Debtors list a monthly expense of $266 for home maintenance on Schedule J. According to testimony offered at the evidentiary hearing, $120 of this is used to pay off a $7400 debt that was incurred last year when the family’s roof was repaired. The remaining $146 per month is spent on general home maintenance. Both of these expenses are reasonably necessary. Without the roof repair, Debtors’ house would not be habitable. Indeed, testimony was given that before the repair, their roof was down to just the felt paper. Also, the $146 Debtors spend on monthly general home maintenance is much less than what courts have found excessive. Therefore, none of their $266 home maintenance expense is includable in their disposable income.

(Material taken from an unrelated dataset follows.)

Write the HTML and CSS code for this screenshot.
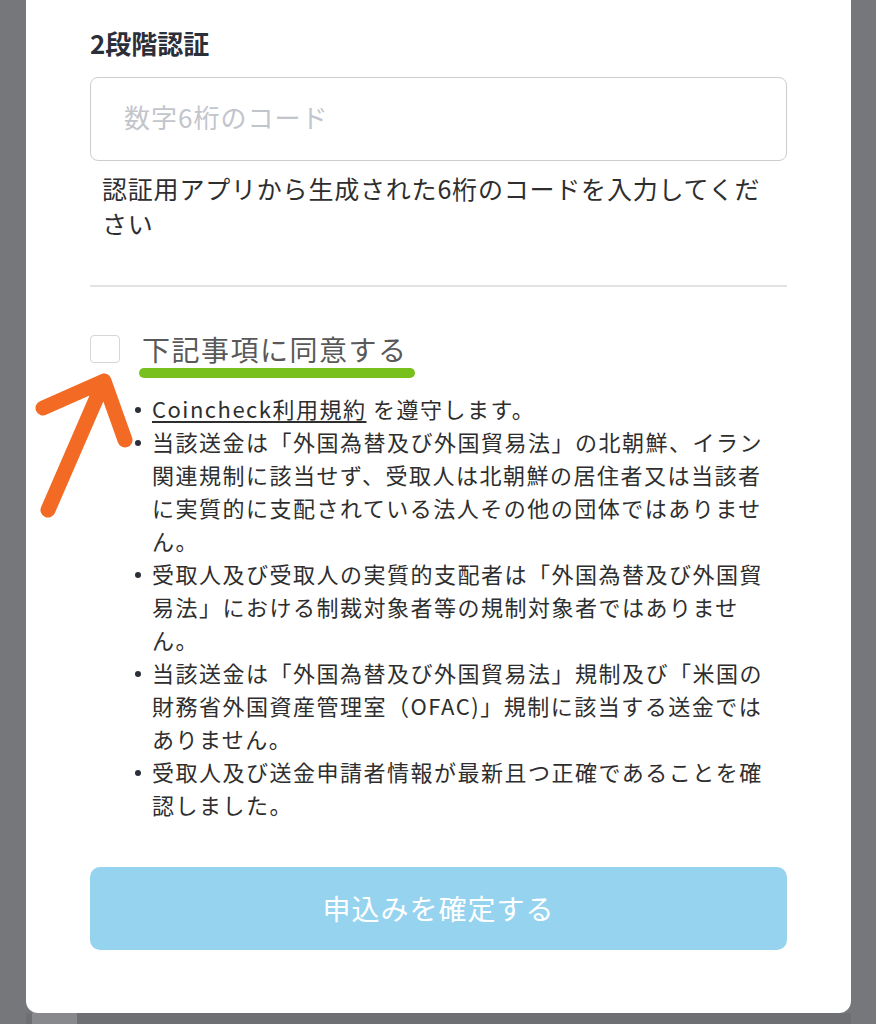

In this case, Debtors have chosen to fully pay a $9,000 unsecured debt incurred when Mr. Golematis bought his law practice, while simultaneously paying nothing to
their other unsecured creditors. While given Mr. Golematis is a lawyer and likely therefore feels somewhat stronger about paying such a debt in preference to others, that does not trump the indicated more important policy, particularly when the amounts involved in this case are considered. After disallowing this monthly expense, $500 more per month becomes available to fund a hypothetical chapter 13 plan. Over the life of a 5-year plan, this amounts to $30,000 that would be available for unsecured creditors.
The moving party shall prepare and present an order which affords Debtors a reasonable period, the duration of which shall be spelled out in the order, within which to convert to a chapter 13 case, if they so choose.